The EFF is incredibly racist, singing genocidal songs, and calling for violence against ethnic groups (white and Indian people, notably). They continue to sing “Kill the Boer” and called for violence against Indian people in the 2021 pogroms.
Their form of justice will not resemble anything ethical or just. But rather, a descent into temporarily cathartic violence, theft, and decay.
Pillar Seven: Open, accountable, corrupt-free government and society without fear of victimisation by State agencies.
This is a laughable pillar when we consider all the previous policies. There can be no corruption-free government that controls so much. Access to state resources enables corruption and encourages it. The more resources the state has access to, the more it will plunder.

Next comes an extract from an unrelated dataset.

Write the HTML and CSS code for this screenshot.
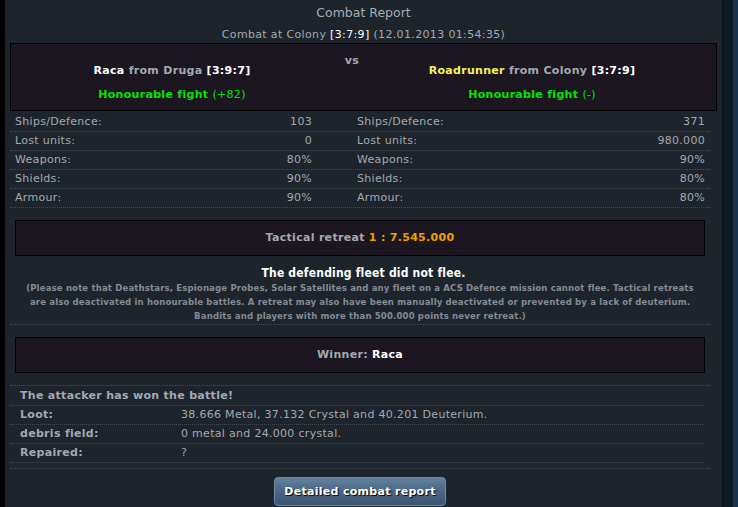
FILE: index.html
```html
<!DOCTYPE html>
<html lang="en">
<head>
<meta charset="utf-8">
<title>Combat Report</title>
<link rel="stylesheet" href="styles.css">
</head>
<body>
<div class="frame">
  <div class="edge-left"></div>
  <main class="panel">
    <h1 class="title">Combat Report</h1>
    <p class="subtitle">Combat at Colony <span class="coord">[3:7:9]</span> (12.01.2013 01:54:35)</p>

    <section class="versus">
      <div class="side">
        <div class="player"><span class="name-attacker">Raca</span> from Druga <span class="coord">[3:9:7]</span></div>
        <div class="honour">Honourable fight <span class="honour-pts">(+82)</span></div>
      </div>
      <div class="vs">vs</div>
      <div class="side">
        <div class="player"><span class="name-defender">Roadrunner</span> from Colony <span class="coord">[3:7:9]</span></div>
        <div class="honour">Honourable fight <span class="honour-pts">(-)</span></div>
      </div>
    </section>

    <div class="stats">
      <div class="stat-row"><span class="lbl">Ships/Defence:</span><span class="val">103</span><span class="lbl lbl-r">Ships/Defence:</span><span class="val val-r">371</span></div>
      <div class="stat-row"><span class="lbl">Lost units:</span><span class="val">0</span><span class="lbl lbl-r">Lost units:</span><span class="val val-r">980.000</span></div>
      <div class="stat-row"><span class="lbl">Weapons:</span><span class="val">80%</span><span class="lbl lbl-r">Weapons:</span><span class="val val-r">90%</span></div>
      <div class="stat-row"><span class="lbl">Shields:</span><span class="val">90%</span><span class="lbl lbl-r">Shields:</span><span class="val val-r">80%</span></div>
      <div class="stat-row"><span class="lbl">Armour:</span><span class="val">90%</span><span class="lbl lbl-r">Armour:</span><span class="val val-r">80%</span></div>
    </div>

    <div class="box tactical">Tactical retreat <span class="ratio">1 : 7.545.000</span></div>

    <p class="flee-title">The defending fleet did not flee.</p>
    <p class="notes">(Please note that Deathstars, Espionage Probes, Solar Satellites and any fleet on a ACS Defence mission cannot flee. Tactical retreats<br>are also deactivated in honourable battles. A retreat may also have been manually deactivated or prevented by a lack of deuterium.<br>Bandits and players with more than 500.000 points never retreat.)</p>

    <div class="box winner">Winner: <span class="winner-name">Raca</span></div>

    <div class="sep"></div>

    <div class="results">
      <div class="res-row res-head">The attacker has won the battle!</div>
      <div class="res-row"><span class="res-lbl">Loot:</span><span class="res-val">38.666 Metal, 37.132 Crystal and 40.201 Deuterium.</span></div>
      <div class="res-row"><span class="res-lbl">debris field:</span><span class="res-val">0 metal and 24.000 crystal.</span></div>
      <div class="res-row"><span class="res-lbl">Repaired:</span><span class="res-val">?</span></div>
    </div>

    <div class="sep2"></div>

    <div class="actions">
      <button class="btn" type="button">Detailed combat report</button>
    </div>
  </main>
  <div class="edge-right"></div>
</div>
</body>
</html>
```

FILE: styles.css
```css
* {
  box-sizing: border-box;
  margin: 0;
  padding: 0;
}

html, body {
  height: 100%;
}

body {
  background: #000;
  font-family: "DejaVu Sans", Verdana, sans-serif;
  font-size: 11px;
  letter-spacing: 0.3px;
  color: #a3a9b0;
  overflow: hidden;
}

.frame {
  display: flex;
  height: 507px;
}

.edge-left {
  width: 5px;
  background: #000;
}

.panel {
  width: 718px;
  background: #1e242c;
  border-right: 1px solid #0a1016;
  display: flex;
  flex-direction: column;
}

.edge-right {
  flex: 1;
  background: linear-gradient(to right, #0c1a26 0, #0c1a26 10px, #17324d 10px);
}

.title {
  font-size: 12.5px;
  font-weight: normal;
  letter-spacing: 0;
  line-height: 18px;
  padding-top: 4px;
  text-align: center;
  color: #a6abb1;
}

.subtitle {
  margin-top: 6px;
  line-height: 14px;
  text-align: center;
  letter-spacing: 0.35px;
}

.coord {
  color: #fff;
}

.versus {
  margin: 1px 5px 0;
  border: 1px solid #000;
  background: #1b1620;
  padding: 10px 0 8px;
  display: grid;
  grid-template-columns: 322px 38px 322px;
  font-weight: bold;
}

.player {
  margin-top: 10px;
  line-height: 14px;
  text-align: center;
}

.honour {
  margin-top: 10px;
  line-height: 14px;
  text-align: center;
  color: #00e400;
}

.honour-pts {
  font-weight: normal;
}

.name-attacker {
  color: #fff;
}

.name-defender {
  color: #f6f35c;
}

.vs {
  line-height: 14px;
  text-align: center;
}

.stats {
  margin: 2px 12px 0 5px;
}

.stat-row {
  display: grid;
  grid-template-columns: 190px 115px 1fr auto;
  line-height: 18px;
  border-bottom: 1px dotted #454b53;
}

.lbl {
  padding-left: 5px;
}

.lbl-r {
  padding-left: 42px;
}

.val {
  text-align: right;
  padding-right: 3px;
}

.val-r {
  padding-right: 5px;
}

.box {
  border: 1px solid #000;
  background: #1b1620;
  padding: 10px 0;
  line-height: 14px;
  text-align: center;
  font-weight: bold;
  margin: 12px 17px 0 10px;
}

.ratio {
  color: #e8a200;
}

.winner-name {
  color: #fff;
}

.flee-title {
  margin-top: 10px;
  line-height: 15px;
  font-size: 12px;
  font-weight: bold;
  color: #fff;
  text-align: center;
  font-family: "DejaVu Sans Condensed", "DejaVu Sans", sans-serif;
  letter-spacing: 0.2px;
}

.notes {
  margin: 0 12px 0 5px;
  padding-bottom: 1px;
  border-bottom: 1px dotted #454b53;
  line-height: 14px;
  font-family: "DejaVu Sans Condensed", "DejaVu Sans", sans-serif;
  font-size: 9.5px;
  font-weight: bold;
  letter-spacing: 0.15px;
  color: #838b93;
  text-align: center;
}

.sep {
  margin: 12px 12px 0 5px;
  border-top: 1px dotted #454b53;
}

.results {
  margin: 0 19px 0 5px;
  padding-top: 1px;
}

.res-row {
  display: grid;
  grid-template-columns: 161px 1fr;
  padding-left: 10px;
  line-height: 18px;
  border-bottom: 1px dotted #454b53;
}

.res-head {
  display: block;
  font-weight: bold;
}

.res-lbl {
  font-weight: bold;
}

.sep2 {
  margin: 5px 12px 0 5px;
  border-top: 1px dotted #454b53;
}

.actions {
  margin: 8px 12px 0 5px;
  display: flex;
  justify-content: center;
}

.btn {
  width: 172px;
  height: 29px;
  border-radius: 4px;
  border: 1px solid #6e8aa6;
  background: linear-gradient(#6382a1, #4a6684 50%, #3a5572);
  color: #fff;
  font-family: "DejaVu Sans", Verdana, sans-serif;
  font-size: 11px;
  font-weight: bold;
  letter-spacing: 0.3px;
  text-shadow: 1px 1px 1px #000;
  cursor: pointer;
}
```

The EFF has already proceeded to loot wherever it governs, with its candidates and cronies lining their pockets with pension and tax money.
And with the blatant ideology of Marxist-Leninism and downright national socialism that the EFF purports, almost everyone will become a victim of the state. Of all the pillars, this may be the only good one, yet is the most blatant lie of all.
The EFF will destroy South Africa
The EFF must never be allowed to govern this country. The slow rot of ANC governance has been agonising. But at least it is recoverable. Their lack of coordination and ideological unity has allowed much of the country to remain intact. If the EFF becomes the ruling party, and is allowed to implement its policies and ideology, there will be no going back.
If the EFF is elected, we will join the likes of Venezuela, Zimbabwe, Soviet Russia, and Khmer Rouge led Cambodia. And, perhaps, surpass them in atrocities and squalor.